Obi-Wan and Boga: Prom King and Queen!
...That's kind of a problem though. Because George Lucas is a Kurosawa fan, not an Ozu fan, he’s not exactly a master of the uncluttered frame. Lucas' single-mindedness in design matters is evident in how he invents planets. Tatooine is all sand, Kamino is all ocean, Mustafar is all lava, Coruscant is a planet entirely covered by one huge city. So now that he’s able to pack a frame to the edges with stuff, most scenes turn into Jack Davis drawings. But when it really counts, he comes through with a clear, strong image. He always has (even Clones, which ends with a startling echo of Empire’s closing shot). In the grand finales, Owen staring off at the twin suns and Tarkin slinking away from Vader’s bad vibes as the Sith unite and gaze out the windshield, over the universe.

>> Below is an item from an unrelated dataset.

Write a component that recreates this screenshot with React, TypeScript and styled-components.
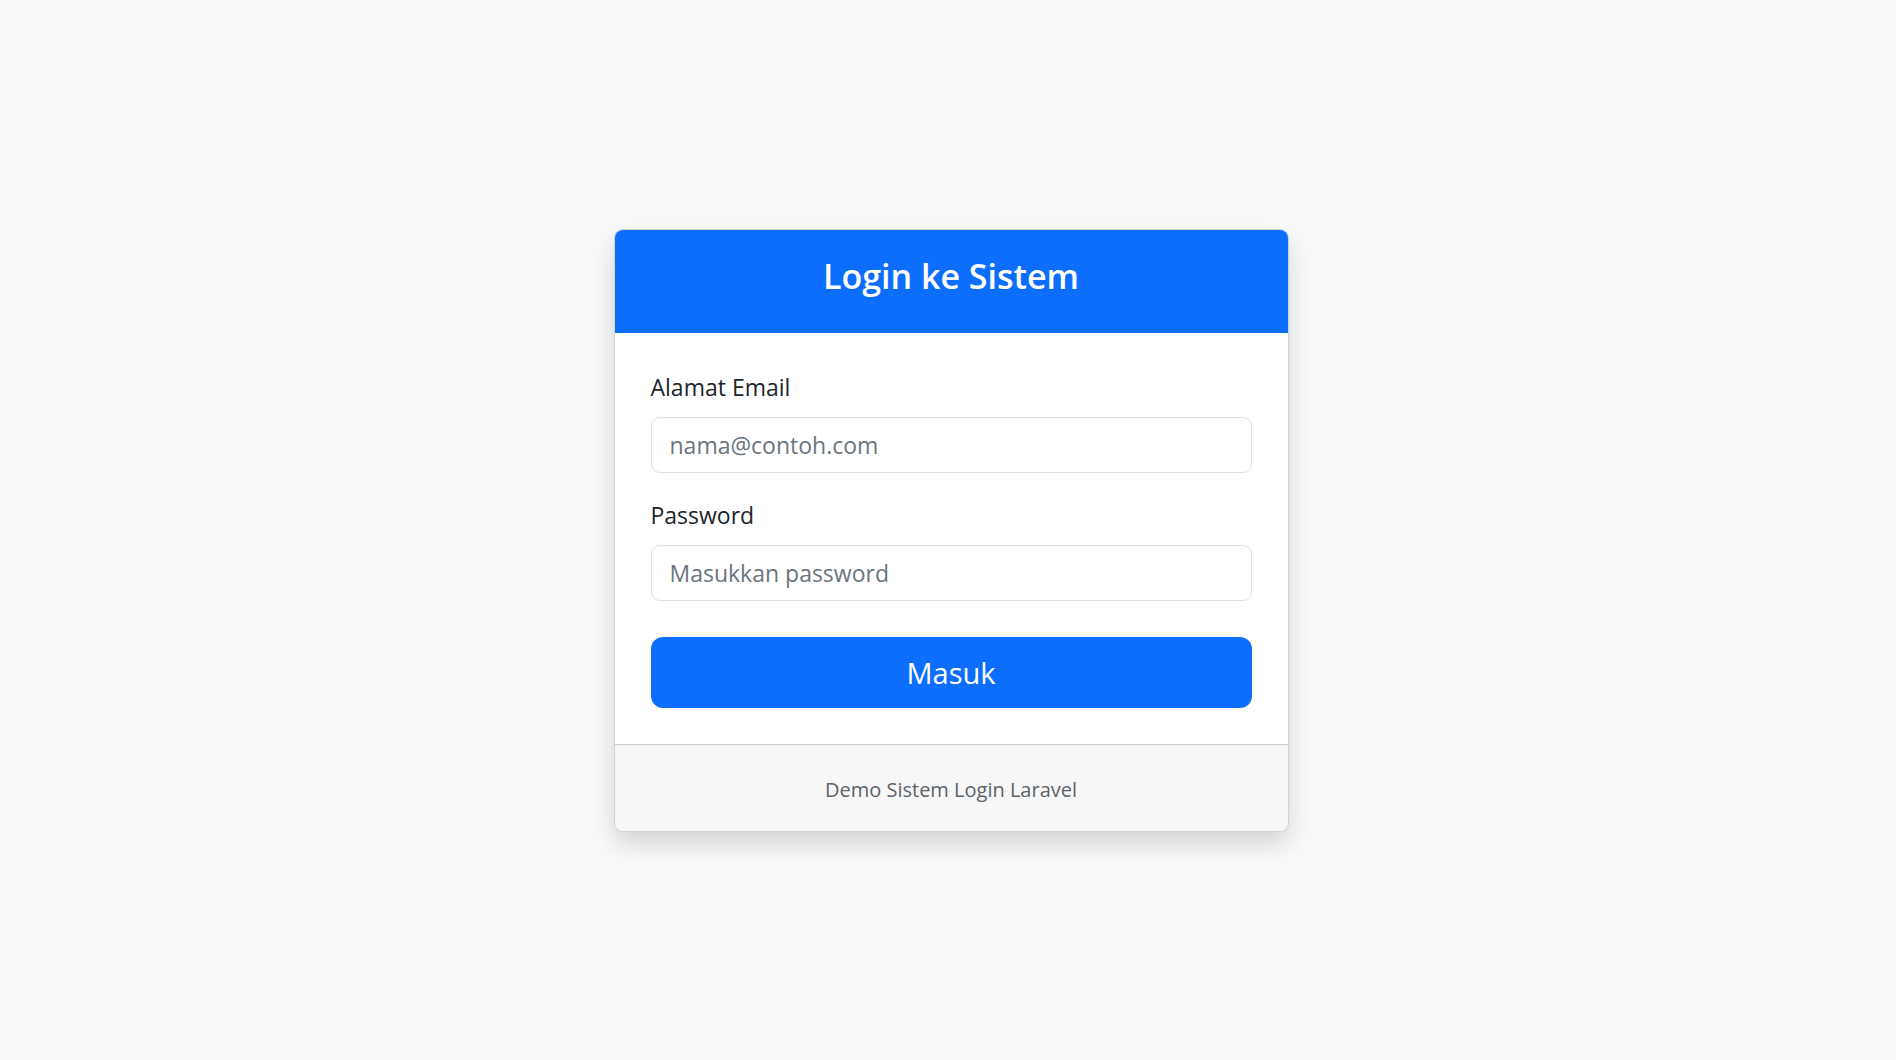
import styled, { createGlobalStyle } from "styled-components";

const GlobalStyle = createGlobalStyle`
  html, body {
    margin: 0;
    padding: 0;
    background: #f8f9fa;
    font-family: "Open Sans", "Noto Sans", sans-serif;
    color: #212529;
  }
  * {
    box-sizing: border-box;
  }
`;

const Page = styled.main`
  min-height: 100vh;
  display: flex;
  align-items: center;
  justify-content: center;
  padding-left: 6px;
`;

const Card = styled.div`
  width: 675px;
  background: #fff;
  border: 1.5px solid rgba(0, 0, 0, 0.175);
  border-radius: 9px;
  box-shadow: 0 12px 24px rgba(0, 0, 0, 0.15);
  overflow: hidden;
`;

const CardHeader = styled.div`
  height: 103px;
  padding-bottom: 9px;
  background: #0d6efd;
  display: flex;
  align-items: center;
  justify-content: center;
`;

const Title = styled.h4`
  margin: 0;
  color: #fff;
  font-size: 34px;
  font-weight: 600;
  line-height: 1.2;
`;

const CardBody = styled.form`
  padding: 36px;
  display: flex;
  flex-direction: column;
`;

const Field = styled.div<{ $gap: number }>`
  display: flex;
  flex-direction: column;
  margin-bottom: ${(p) => p.$gap}px;
`;

const Label = styled.label`
  font-size: 23px;
  line-height: 36px;
  margin-bottom: 12px;
  color: #212529;
`;

const Input = styled.input`
  height: 56px;
  padding: 0 18px;
  font-family: inherit;
  font-size: 23px;
  color: #212529;
  background: #fff;
  border: 1.5px solid #dee2e6;
  border-radius: 9px;
  outline: none;

  &::placeholder {
    color: #6c757d;
  }
`;

const SubmitButton = styled.button`
  height: 71px;
  width: 100%;
  border: none;
  border-radius: 12px;
  background: #0d6efd;
  color: #fff;
  font-family: inherit;
  font-size: 29px;
  cursor: pointer;
`;

const CardFooter = styled.div`
  padding: 27px 24px 23px;
  background: #f7f7f7;
  border-top: 1.5px solid rgba(0, 0, 0, 0.175);
  text-align: center;
  font-size: 20px;
  line-height: 36px;
  color: #5c636a;
`;

export default function App() {
  return (
    <>
      <GlobalStyle />
      <Page>
        <Card>
          <CardHeader>
            <Title>Login ke Sistem</Title>
          </CardHeader>
          <CardBody onSubmit={(e) => e.preventDefault()}>
            <Field $gap={24}>
              <Label htmlFor="email">Alamat Email</Label>
              <Input id="email" type="email" placeholder="nama@contoh.com" />
            </Field>
            <Field $gap={36}>
              <Label htmlFor="password">Password</Label>
              <Input id="password" type="password" placeholder="Masukkan password" />
            </Field>
            <SubmitButton type="submit">Masuk</SubmitButton>
          </CardBody>
          <CardFooter>Demo Sistem Login Laravel</CardFooter>
        </Card>
      </Page>
    </>
  );
}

Revenge of the Sith is mysteriously the only prequel with attractive cinematography (digital... camera... need... new word for this?) throughout. Nothing can touch The Empire Strikes Back, easily the most sumptuously photographed fantasy film in history. But Sith may run third behind New Hope’s scruffy retro-funk. By comparison, Menace and Clones look shadow-less as a shopping mall, and Jedi… well, Jedi just looks like 1983.
It all comes down to the Mustafar duel, the only real Duel of the Fates in this trilogy, the reason the prequels exist, and a scene we’ve collectively imagined since childhood. I couldn’t cry for Anakin Skywalker at the point when he lay down by the river of fire. That was George Lucas’ fault. But when Obi-Wan wearily turns his back and staggers away, unable to kill or save his friend, and not wanting to be hurt by Anakin’s mistakes any more... that did it. That’s a feeling I know (and it’s how you feel about Star Wars sometimes). But there it is, at the heart of it all, a Real Live Feeling.
My favorite line in any Star Wars is what Yoda tells Luke about our bodies and spirits in The Empire Strikes Back. Beyond a lesson in Force metaphysics, Yoda is saying something about the primacy of great stories in our lives, and in this case, about movies, those stories made of light.
"Luminous beings are we. Not this crude matter."